An increasingly common (if mostly unwarranted) refrain is that arbitrations have become more costly and the process now takes too long. This may be due in part to the inapplicability of the rules of evidence, so that arbitrators are able to allow in the record more testimony and documentary evidence than would be admissible in court. If this is a concern, then you may want to include in your arbitration clause time-conscious provisions, such as requiring (a) pre-filing of all direct testimony, (b) time limits on cross-examination of witnesses, (c) pre-filing of written expert witness reports, (d) hot-tubbing of expert witnesses, etc.

9. Do You Want To Provide For The Award Of Costs and/or Fees To The Prevailing Party?

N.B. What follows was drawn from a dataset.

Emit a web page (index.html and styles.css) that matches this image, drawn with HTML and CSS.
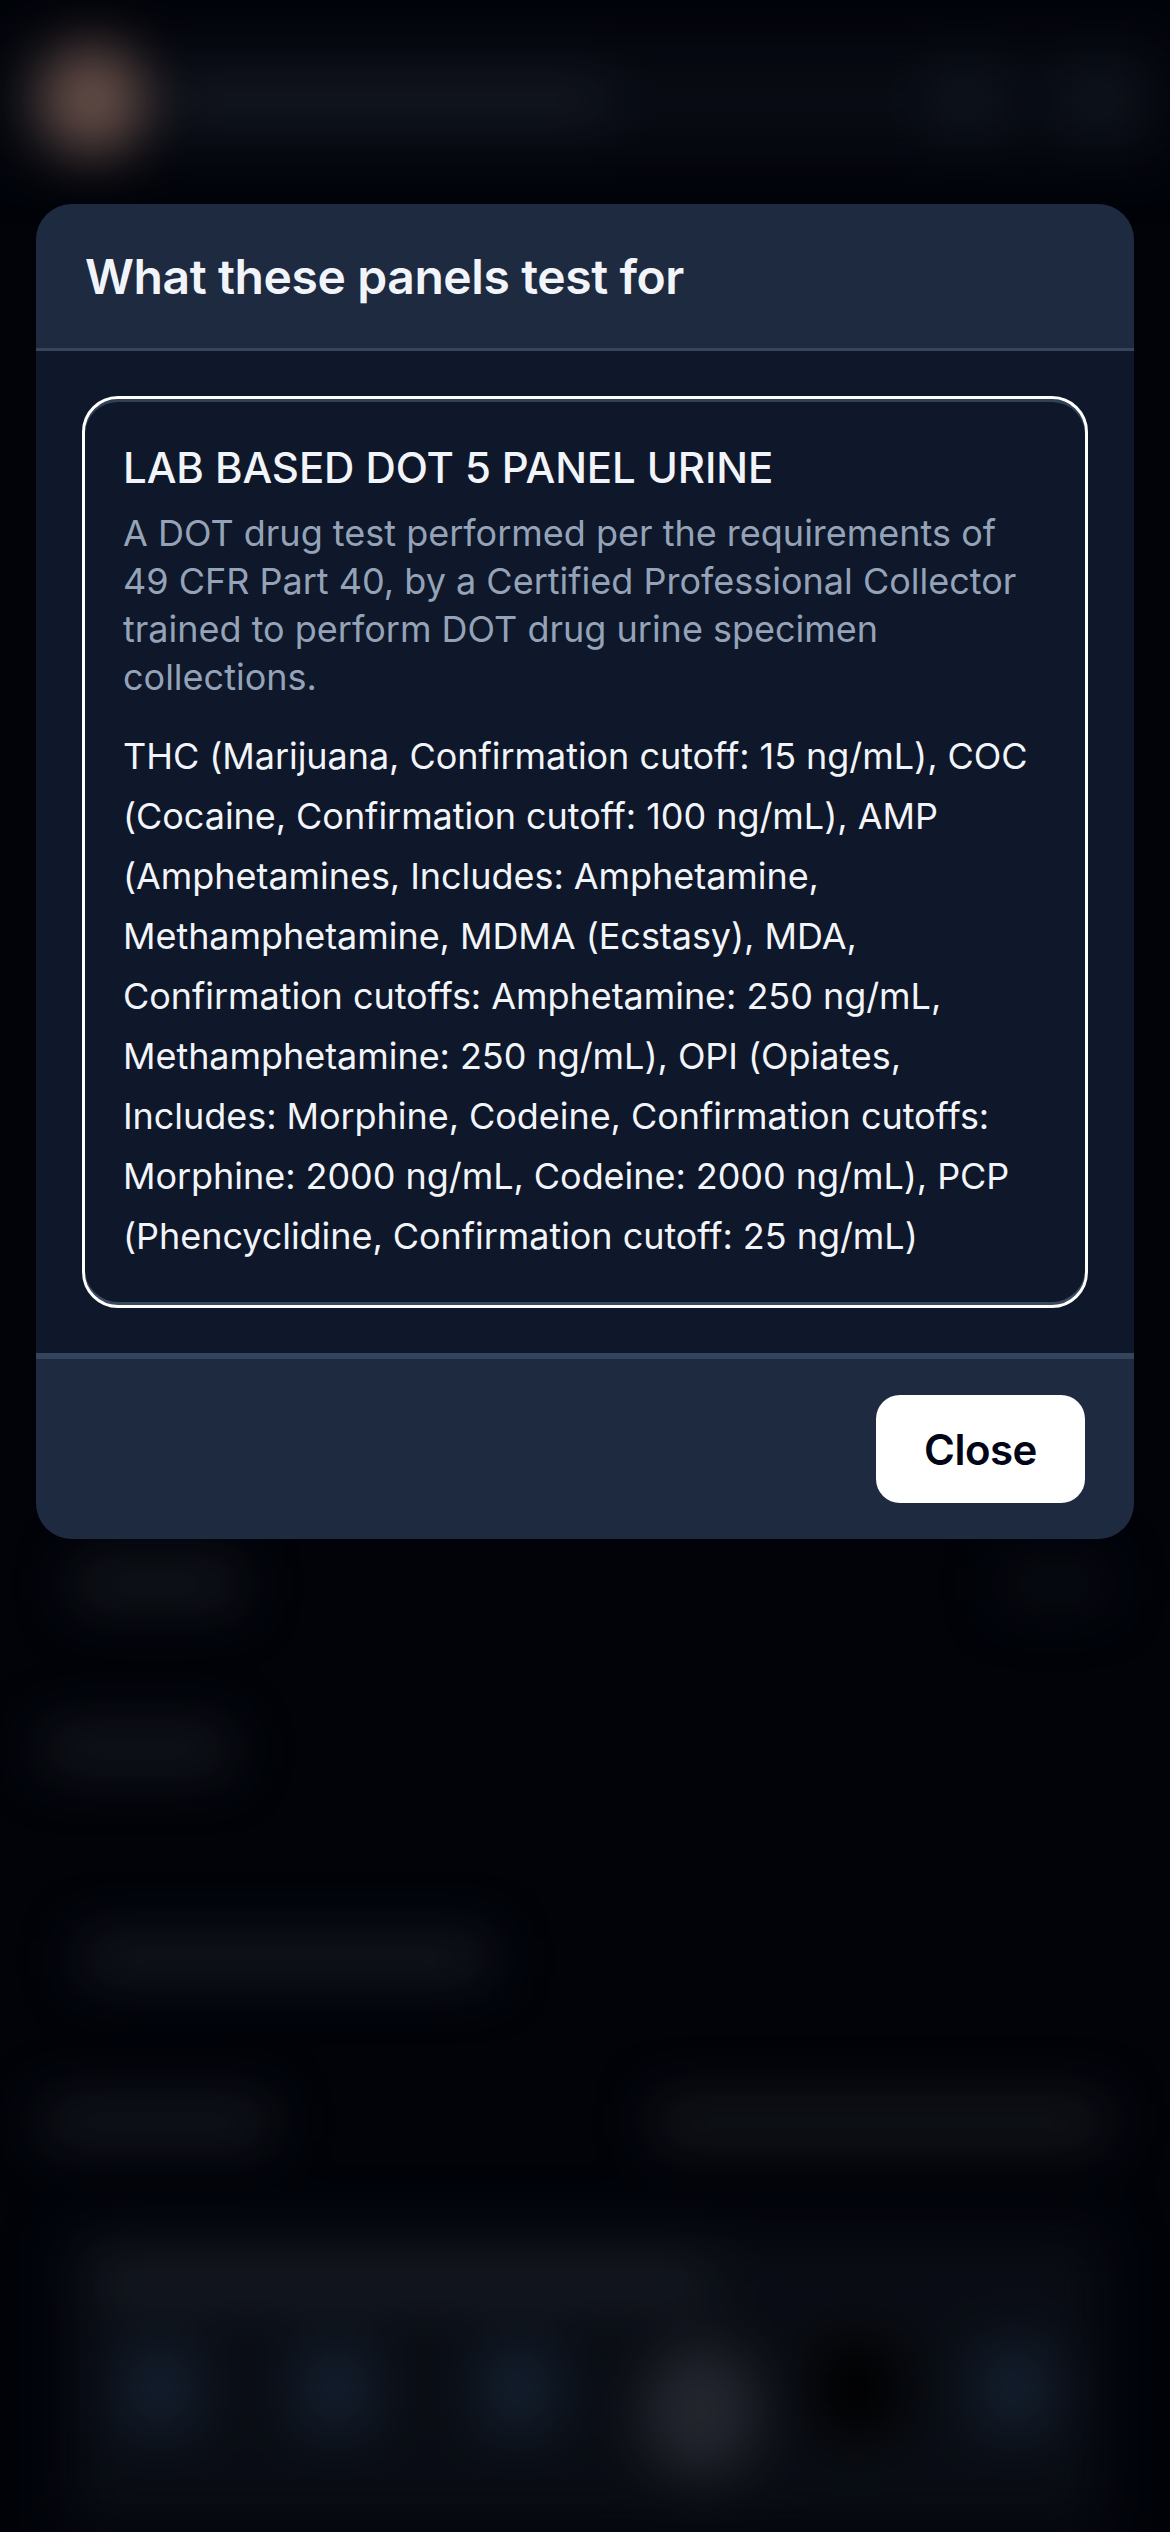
FILE: index.html
```html
<!DOCTYPE html>
<html lang="en">
<head>
<meta charset="utf-8">
<title>What these panels test for</title>
<link rel="stylesheet" href="styles.css">
</head>
<body>
<div class="page" aria-hidden="true">
  <div class="top">
    <div class="avatar"></div>
    <div class="name"></div>
    <div class="spacer"></div>
    <div class="ico"></div>
    <div class="ico"></div>
  </div>
  <div class="row r1"><div class="blob w165"></div><div class="spacer"></div><div class="blob w100 dim"></div></div>
  <div class="row r2"><div class="blob w185"></div></div>
  <div class="row r3"><div class="blob w408"></div></div>
  <div class="row r4"><div class="blob w225"></div><div class="spacer"></div><div class="blob w448"></div></div>
  <div class="panel">
    <div class="row r5"><div class="blob w613"></div></div>
    <div class="tabs">
      <div class="tab"></div><div class="tab"></div><div class="tab"></div><div class="tab big"></div><div class="tab none"></div><div class="tab"></div>
    </div>
  </div>
</div>
<div class="backdrop">
  <section class="modal">
    <header class="modal-head"><h2>What these panels test for</h2></header>
    <div class="modal-body">
      <article class="card">
        <h3>LAB BASED DOT 5 PANEL URINE</h3>
        <p class="desc">A DOT drug test performed per the requirements of 49 CFR Part 40, by a Certified Professional Collector trained to perform DOT drug urine specimen collections.</p>
        <p class="detail">THC (Marijuana, Confirmation cutoff: 15 ng/mL), COC (Cocaine, Confirmation cutoff: 100 ng/mL), AMP (Amphetamines, Includes: Amphetamine, Methamphetamine, MDMA (Ecstasy), MDA, Confirmation cutoffs: Amphetamine: 250 ng/mL, Methamphetamine: 250 ng/mL), OPI (Opiates, Includes: Morphine, Codeine, Confirmation cutoffs: Morphine: 2000 ng/mL, Codeine: 2000 ng/mL), PCP (Phencyclidine, Confirmation cutoff: 25 ng/mL)</p>
      </article>
    </div>
    <footer class="modal-foot"><button class="close" type="button">Close</button></footer>
  </section>
</div>
</body>
</html>
```
FILE: styles.css
```css
* { box-sizing: border-box; }
html, body { margin: 0; height: 2532px; overflow: hidden; background: #02040c; }
body { position: relative; font-family: Inter, "Noto Sans", sans-serif; }

.page { height: 2532px; filter: blur(27px); display: flex; flex-direction: column; padding-top: 40px; }
.top { display: flex; align-items: center; gap: 30px; height: 120px; padding-left: 38px; background: #0a0e18; }
.avatar { width: 108px; height: 112px; border-radius: 50%; background: #7c5f58; }
.name { width: 430px; height: 44px; background: #1a1f2b; }
.ico { width: 60px; height: 70px; background: #141a24; margin-right: 42px; }
.spacer { flex: 1; }
.row { display: flex; align-items: center; height: 44px; padding: 0 66px 0 45px; }
.blob { height: 44px; background: #1b1f27; }
.dim { background: #0d1119; }
.w165 { width: 165px; margin-left: 30px; }
.w100 { width: 100px; }
.w185 { width: 185px; }
.w408 { width: 408px; margin-left: 37px; background: #1c2029; }
.w225 { width: 225px; }
.w448 { width: 448px; background: #1b1e25; }
.w613 { width: 613px; height: 50px; background: #1b202a; }
.r1 { margin-top: 1402px; }
.r2 { margin-top: 121px; }
.r3 { margin-top: 165px; }
.r4 { margin-top: 120px; }
.panel { flex: 1; margin: 85px 66px 0; padding-top: 26px; background: #0c1019; }
.r5 { height: 50px; padding: 0; margin-left: 31px; }
.tabs { display: grid; grid-template-columns: 176px 176px 190px 174px 140px 174px; justify-items: center; align-items: start; margin: 38px 0 0 6px; }
.tab { width: 80px; height: 90px; background: #182639; }
.tab.big { width: 120px; height: 135px; border-radius: 50%; background: #2d2f3a; }
.tab.none { background: #000; }

.backdrop { position: absolute; inset: 0; display: flex; flex-direction: column; align-items: center; padding-top: 204px; background: rgba(0, 0, 0, .2); }
.modal { width: 1098px; border-radius: 36px; overflow: hidden; background: #0f172a; }
.modal-head { height: 147px; padding: 0 49px; display: flex; align-items: center; background: #1e2a40; border-bottom: 3px solid #364559; }
.modal-head h2 { margin: 0; font-size: 48px; font-weight: 600; letter-spacing: -.4px; color: #f1f5f9; }
.modal-body { padding: 45px 46px; border-bottom: 3px solid #34445c; }
.card { border: 3px solid #fff; border-radius: 36px; padding: 39px 38px 39px; box-shadow: inset 0 3px 0 #334155, inset 0 -3px 0 #3a4a60; }
.card h3 { margin: 0; font-size: 42px; line-height: 60px; font-weight: 500; letter-spacing: -.1px; color: #f1f5f9; }
.desc { margin: 11px 0 0; font-size: 36px; line-height: 48px; color: #94a3b8; }
.detail { margin: 25px 0 0; font-size: 36px; line-height: 60px; letter-spacing: -.05px; color: #f1f5f9; }
.modal-foot { height: 183px; display: flex; justify-content: flex-end; align-items: center; padding: 0 49px; background: #1e2a40; border-top: 3px solid #34445c; }
.close { width: 209px; height: 108px; border: 0; border-radius: 24px; background: #fff; color: #020617; font: 600 42px Inter, sans-serif; letter-spacing: -.5px; }
```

One way to encourage parties to regard settlement sensibly is to authorize the arbitrators to award attorneys’ fees and costs to the prevailing party.

In addition, the arbitration clause may specify a rate of post award, pre-judgment interest on the awarded amount.

10. Do You Want To Require Mediation, And If So When?

Participating in mediation is increasingly common, whether the dispute is to be arbitrated or adjudicated. Consider whether to include in your arbitration clause a requirement that the parties participate in a mediation before an arbitration may proceed. But consider also that mediation may be benefitted by allowing for some discovery/exchange of information beforehand.

Mandating meetings of senior decision-makers even before mediation is a possible measure as well, and can be included in a multi-step dispute resolution clause.